Affordable Housing, Community Development and Renewable Energy.
On Nov. 8, Donald Trump was elected president, likely winning 306-232 in the projected Electoral College vote, according to the Associated Press (AP). Michigan and Arizona have yet to be called, but are likely to go for Trump, and New Hampshire is also uncalled, but is expected to go for Secretary Hillary Clinton. Clinton is ahead in the popular vote and appears likely to keep that lead when the votes are confirmed. Although the Electoral College vote is decisive, Clinton’s popular vote win will be one of the very few talking points for Democrats to push back on the Republican claims of a broad electoral mandate.
As for the congressional races, Democrats had a net gain of at least one and perhaps two seats in the Senate and are likely to have a net gain of eight seats in the House, leaving control of Congress in Republican hands.
With Trump as president, it is uncertain what he will pursue with regard to affordable housing, community development and renewable energy. Trump’s father developed a fair amount of affordable but unsubsidized rental housing, and Trump appeared at the National Association of Home Builders’ August board meeting in Florida to express his support for housing development in general.
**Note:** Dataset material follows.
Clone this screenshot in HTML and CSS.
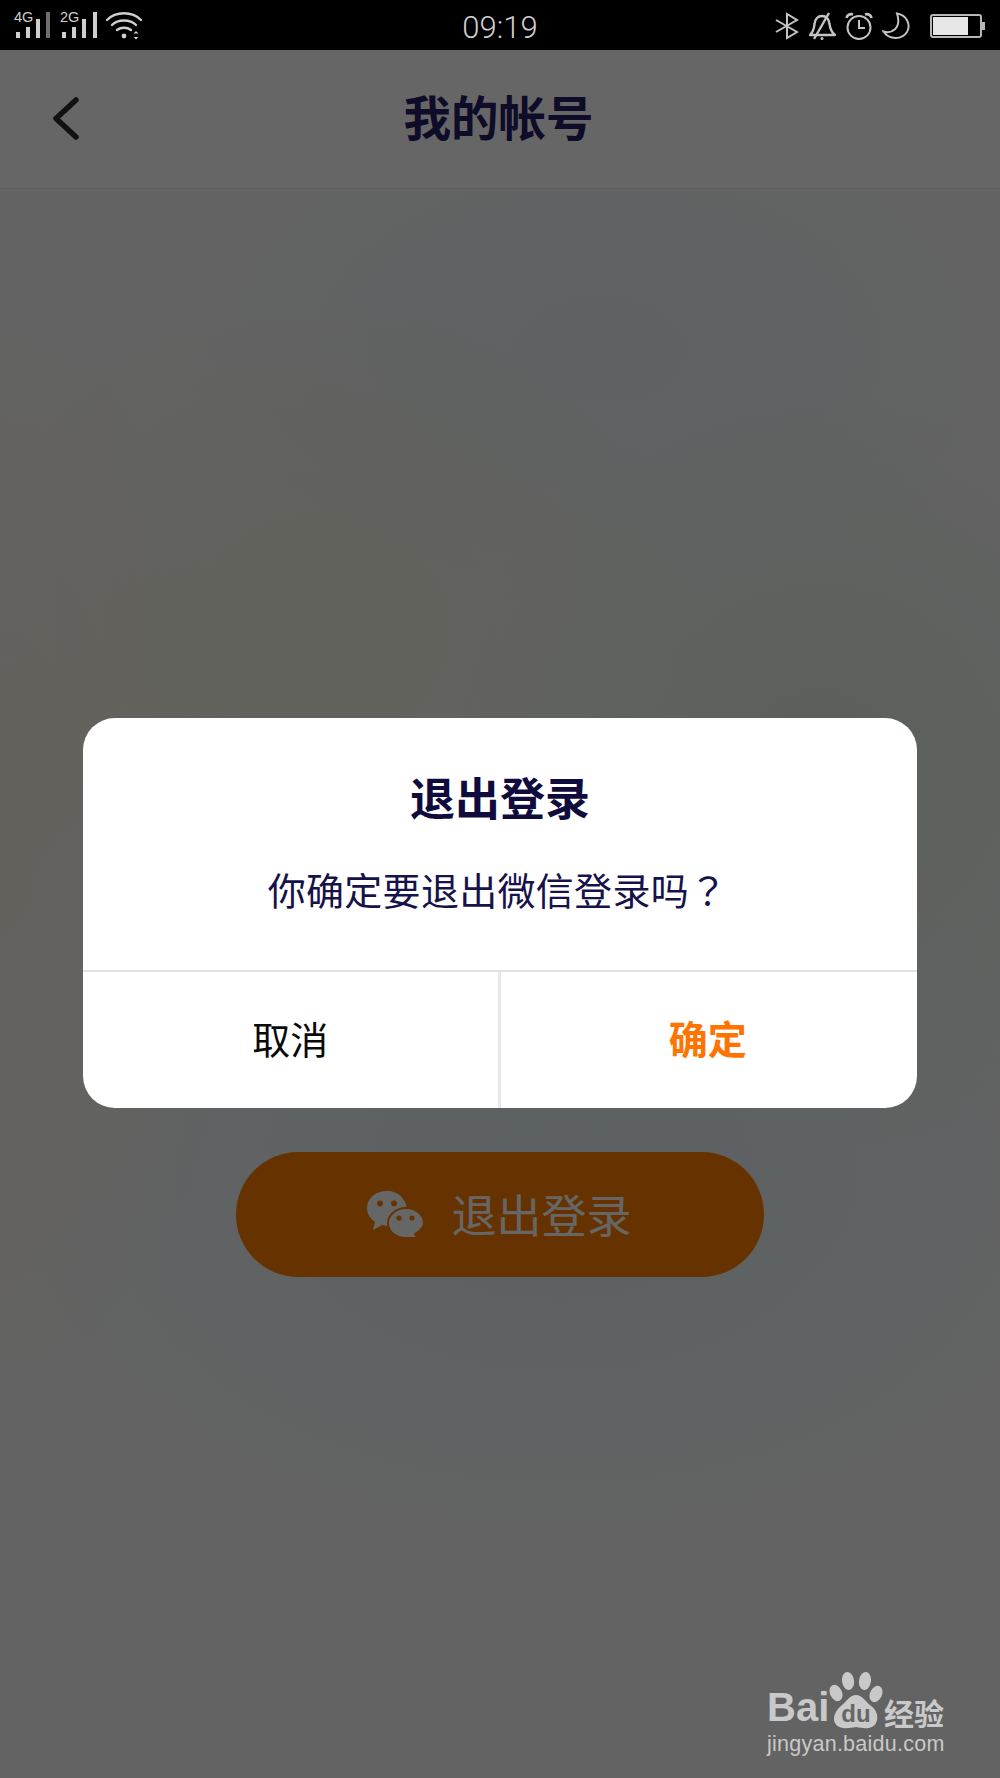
FILE: index.html
```html
<!DOCTYPE html>
<html lang="zh-CN">
<head>
    <meta charset="UTF-8">
    <meta name="viewport" content="width=device-width, initial-scale=1.0">
    <title>我的帐号</title>

    <link rel="stylesheet" href="styles.css">
</head>
<body>
    <div class="status-bar">
        <div class="status-left">
            <div class="signal">
                <span class="signal-label">4G</span>
                <svg width="36" height="28" viewBox="0 0 36 28">
                    <rect x="0" y="20" width="4" height="6" fill="#cfcfcf"/>
                    <rect x="10" y="15" width="4" height="11" fill="#cfcfcf"/>
                    <rect x="20" y="7" width="4" height="19" fill="#cfcfcf"/>
                    <rect x="30" y="0" width="4" height="26" fill="#6e6e6e"/>
                </svg>
            </div>
            <div class="signal">
                <span class="signal-label">2G</span>
                <svg width="36" height="28" viewBox="0 0 36 28">
                    <rect x="0" y="20" width="4" height="6" fill="#cfcfcf"/>
                    <rect x="10" y="15" width="4" height="11" fill="#cfcfcf"/>
                    <rect x="20" y="7" width="4" height="19" fill="#cfcfcf"/>
                    <rect x="31" y="0" width="4" height="26" fill="#cfcfcf"/>
                </svg>
            </div>
            <svg class="wifi" width="36" height="28" viewBox="0 0 36 28" fill="none" stroke="#cfcfcf" stroke-width="2.4" stroke-linecap="round">
                <path d="M1 8 C10 -1 26 -1 35 8"/>
                <path d="M6 13 C12 7 24 7 30 13"/>
                <path d="M11 18 C15 15 21 15 25 18"/>
                <circle cx="18" cy="24" r="2.4" fill="#cfcfcf" stroke="none"/>
                <path d="M27.5 21.5 L30 19 L32.500 21.500 Z" fill="#cfcfcf" stroke="none"/>
                <path d="M27.5 25 L30 27.500 L32.500 25 Z" fill="#cfcfcf" stroke="none"/>
            </svg>
        </div>
        <div class="status-time">09:19</div>
        <div class="status-right">
            <svg width="24" height="28" viewBox="0 0 24 28" fill="none" stroke="#c4c4c4" stroke-width="2">
                <path d="M1 8 L22 20 L12 26 L12 2 L22 8 L1 20"/>
            </svg>
            <svg width="28" height="28" viewBox="0 0 28 28" fill="none" stroke="#c4c4c4" stroke-width="2.4" stroke-linejoin="round">
                <path d="M2 23 C6 19 6 16 6.500 12 C7 7 10 4 14 4 C18 4 21 7 21.500 12 C22 16 23 20 27 23 Z"/>
                <path d="M21 1 L6 27"/>
                <circle cx="14" cy="26.500" r="1.500" fill="#c4c4c4" stroke="none"/>
            </svg>
            <svg width="28" height="28" viewBox="0 0 28 28" fill="none" stroke="#c4c4c4" stroke-width="2">
                <circle cx="14" cy="15.500" r="11.500"/>
                <path d="M14 8 V16 H20"/>
                <path d="M1.500 6 C2 3 5 1.500 8 2.500 M26.500 6 C26 3 23 1.500 20 2.500" stroke-width="2.600"/>
            </svg>
            <svg width="28" height="28" viewBox="0 0 28 28" fill="none" stroke="#c4c4c4" stroke-width="2">
                <path d="M15 1.500 C25 3 29 13 25 20 C20 28 7 28 1.500 19.500 C9 22 20 17 15 1.500 Z"/>
            </svg>
            <div class="battery">
                <div class="battery-body"><div class="battery-level"></div></div>
                <div class="battery-nub"></div>
            </div>
        </div>
    </div>

    <div class="screen">
        <div class="header">
            <svg class="back" width="30" height="44" viewBox="0 0 30 44" fill="none" stroke="#2c2c2c" stroke-width="5.500" stroke-linecap="round" stroke-linejoin="round">
                <path d="M25 3 L5 21.500 L25 40"/>
            </svg>
            <h1 class="header-title">我的帐号</h1>
        </div>

        <div class="content">
            <button class="logout-btn" type="button">
                <svg width="57" height="48" viewBox="0 0 57 48">
                    <path d="M20 0 C9 0 0 7 0 17 C0 23 3 27 8 31 L6 39 L15 34 C18 35 21 35 25 35 C33 35 40 30 40 20 C40 8 31 0 20 0 Z" fill="#fff"/>
                    <circle cx="13" cy="12.500" r="3" fill="#ff8000"/>
                    <circle cx="27" cy="12.500" r="3" fill="#ff8000"/>
                    <path d="M39 17 C29 17 21 24 21 32 C21 41 29 47 39 47 L50 47 L48 43 C53 40 57 37 57 32 C57 24 49 17 39 17 Z" fill="#fff" stroke="#ff8000" stroke-width="2"/>
                    <circle cx="32" cy="27" r="2.600" fill="#ff8000"/>
                    <circle cx="45" cy="27" r="2.600" fill="#ff8000"/>
                </svg>
                <span class="logout-label">退出登录</span>
            </button>
        </div>

        <div class="scrim">
            <div class="dialog">
                <div class="dialog-body">
                    <h2 class="dialog-title">退出登录</h2>
                    <p class="dialog-text">你确定要退出微信登录吗<span class="dialog-mark" lang="zh-TW">？</span></p>
                </div>
                <div class="dialog-actions">
                    <div class="action action-cancel">取消</div>
                    <div class="action action-ok">确定</div>
                </div>
            </div>
        </div>
    </div>

    <div class="watermark">
        <div class="wm-logo">
            <span class="wm-bai">Bai</span>
            <svg class="wm-paw" width="54" height="58" viewBox="0 0 54 58">
                <ellipse cx="7" cy="21" rx="6" ry="8.500" transform="rotate(-25 7 21)" fill="#c9c9c9"/>
                <ellipse cx="19" cy="9" rx="6" ry="9" transform="rotate(-8 19 9)" fill="#c9c9c9"/>
                <ellipse cx="36" cy="9" rx="6" ry="9" transform="rotate(8 36 9)" fill="#c9c9c9"/>
                <ellipse cx="47" cy="22" rx="6" ry="8.500" transform="rotate(25 47 22)" fill="#c9c9c9"/>
                <path d="M27 23 C33 23 36 29 41 33 C48 38 50 45 47 51 C44 57 36 57 27 55 C18 57 9 57 6 51 C3 45 7 38 13 33 C18 29 21 23 27 23 Z" fill="#c9c9c9"/>
                <text class="wm-du" x="27" y="50" text-anchor="middle">du</text>
            </svg>
            <span class="wm-cn">经验</span>
        </div>
        <div class="wm-url">jingyan.baidu.com</div>
    </div>
</body>
</html>
```

FILE: styles.css
```css
html, body {
    margin: 0;
    padding: 0;
}

body {
    width: 1000px;
    height: 1778px;
    position: relative;
    overflow: hidden;
    font-family: "Noto Sans CJK SC", "Noto Sans", sans-serif;
    background-color: #000;
}

.status-bar {
    height: 50px;
    background-color: #000;
    display: grid;
    grid-template-columns: 1fr auto 1fr;
    align-items: center;
}

.status-left {
    display: flex;
    align-items: flex-end;
    gap: 10px;
    padding-left: 16px;
    height: 28px;
}

.signal {
    position: relative;
    width: 36px;
    height: 28px;
}

.signal-label {
    position: absolute;
    left: -2px;
    top: -3px;
    font-family: "Liberation Sans", sans-serif;
    font-size: 14.500px;
    line-height: 16px;
    color: #cfcfcf;
    background-color: #000;
    padding-right: 1px;
}

.wifi {
    margin-left: -2px;
}

.status-time {
    font-family: Roboto, sans-serif;
    font-weight: 300;
    font-size: 31px;
    color: #cfcfcf;
    line-height: 54px;
    padding-top: 1px;
    height: 50px;
}

.status-right {
    display: flex;
    align-items: center;
    justify-content: flex-end;
    gap: 9px;
    padding-right: 15px;
}

.battery {
    display: flex;
    align-items: center;
    margin-left: 11px;
}

.battery-body {
    width: 52px;
    height: 24px;
    box-sizing: border-box;
    border: 2px solid #b8b8b8;
    border-radius: 3px;
    padding: 1px;
}

.battery-level {
    width: 35px;
    height: 100%;
    background-color: #e6e6e6;
}

.battery-nub {
    width: 3px;
    height: 8px;
    background-color: #b8b8b8;
}

.screen {
    position: relative;
    height: 1728px;
    background-color: #f8f8f8;
    background-image:
        radial-gradient(ellipse 240px 560px at 0px 800px, rgba(255, 232, 200, 0.35), rgba(255, 232, 200, 0)),
        radial-gradient(ellipse 380px 340px at 320px 580px, rgba(238, 240, 205, 0.5), rgba(238, 240, 205, 0)),
        radial-gradient(ellipse 420px 260px at 600px 300px, rgba(225, 240, 248, 0.5), rgba(225, 240, 248, 0)),
        radial-gradient(ellipse 380px 380px at 820px 720px, rgba(212, 235, 215, 0.65), rgba(212, 235, 215, 0)),
        radial-gradient(ellipse 560px 380px at 560px 1120px, rgba(222, 238, 245, 0.75), rgba(222, 238, 245, 0));
}

.header {
    height: 138px;
    background-color: #fff;
    border-bottom: 1px solid #ececec;
    display: flex;
    align-items: center;
    justify-content: center;
    position: relative;
}

.back {
    position: absolute;
    left: 51px;
    top: 47px;
}

.header-title {
    margin: 0 0 6px -3px;
    font-size: 47.500px;
    font-weight: 700;
    line-height: 64px;
    color: #231e64;
}

.content {
    display: flex;
    justify-content: center;
    padding-top: 963px;
}

.logout-btn {
    width: 528px;
    height: 125px;
    border: none;
    border-radius: 63px;
    background-color: #ff8000;
    color: #fff;
    font-family: inherit;
    font-size: 45px;
    display: flex;
    align-items: center;
    justify-content: center;
    gap: 27px;
    padding: 0 1px 0 0;
}

.logout-label {
    line-height: 60px;
    margin-top: -2px;
}

.scrim {
    position: absolute;
    inset: 0;
    background-color: rgba(0, 0, 0, 0.6);
    box-sizing: border-box;
    padding: 668px 83px 0;
}

.dialog {
    background-color: #fff;
    border-radius: 32px;
    overflow: hidden;
    height: 390px;
    display: flex;
    flex-direction: column;
}

.dialog-body {
    height: 252px;
    text-align: center;
    padding-top: 47px;
    box-sizing: border-box;
}

.dialog-title {
    margin: 0;
    font-size: 45px;
    font-weight: 700;
    line-height: 64px;
    color: #0f0b3d;
}

.dialog-text {
    margin: 33px 0 0 -5px;
    font-size: 38px;
    line-height: 54px;
    letter-spacing: 0.3px;
    color: #16124a;
}

.dialog-mark {
    font-family: "Noto Sans CJK TC", sans-serif;
}

.dialog-actions {
    flex: 1;
    display: flex;
    border-top: 2px solid #e2e2e2;
    padding-bottom: 6px;
}

.action {
    flex: 1;
    display: flex;
    align-items: center;
    justify-content: center;
    font-size: 38px;
}

.action-cancel {
    color: #0a0a0a;
    padding-right: 3px;
}

.action-ok {
    color: #ff7300;
    font-size: 39px;
    font-weight: 700;
    position: relative;
    padding-right: 2px;
}

.action-ok::before {
    content: "";
    position: absolute;
    left: -3px;
    top: 0;
    bottom: -6px;
    width: 3px;
    background-color: #e8e8e8;
}

.watermark {
    position: absolute;
    left: 767px;
    top: 1672px;
    width: 180px;
    color: #c9c9c9;
}

.wm-logo {
    display: flex;
    align-items: flex-end;
    height: 58px;
}

.wm-bai {
    font-family: "Liberation Sans", sans-serif;
    font-weight: 700;
    font-size: 40px;
    line-height: 46px;
    width: 62px;
}

.wm-paw {
    flex: none;
}

.wm-du {
    font-family: "Liberation Sans", sans-serif;
    font-weight: 700;
    font-size: 24px;
    fill: #666;
}

.wm-cn {
    font-size: 30px;
    font-weight: 700;
    line-height: 36px;
    margin-left: 1px;
    white-space: nowrap;
}

.wm-url {
    font-family: "Liberation Sans", sans-serif;
    font-size: 21.500px;
    line-height: 26px;
    letter-spacing: 0.25px;
    white-space: nowrap;
    margin-top: 1px;
}
```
Trump also has mentioned on the trail that he was “OK” with the renewable energy production tax credit. Perhaps Trump’s most direct tie to community development tax credits is his Trump International Hotel in Washington, D.C., which was partially financed by historic tax credits.
Nevertheless, tax policy insiders believe that Trump will pursue comprehensive tax reform, using the House Republicans’ tax reform blueprint as a serious starting point for negotiations. With the Congress in Republican hands, tax reform could be partisan; with budget reconciliation, Republicans would only need 51 votes to pass tax reform legislation in the Senate instead of the usual 60 votes for most legislation. In that scenario, the community development tax credits would be at risk.
However, it should also be noted that tax legislation enacted under budget reconciliation rules is limited to 10 years. President George W. Bush employed reconciliation to advance his tax reform priorities, but they were altered by President Barack Obama.
According to AP, Republicans retained control of the Senate with at least 51 and likely 52 seats in the next Congress, while there will likely be 46 Democrats and two Independents, Sens. Bernie Sanders of Vermont and Angus King of Maine, who generally vote with Democrats. The race in Louisiana to replace retiring Sen. David Vitter will go to a December run-off between Republican candidate, Louisiana state treasurer John Kennedy facing off against Democratic candidate Foster Campbell. Kennedy will be heavily favored.
Democrats won key races in Illinois and likely in New Hampshire where challengers knocked out Republican incumbents, but all of the remaining Republican incumbents won and Indiana Rep. Todd Young will take the seat of retiring Sen. Dan Coats.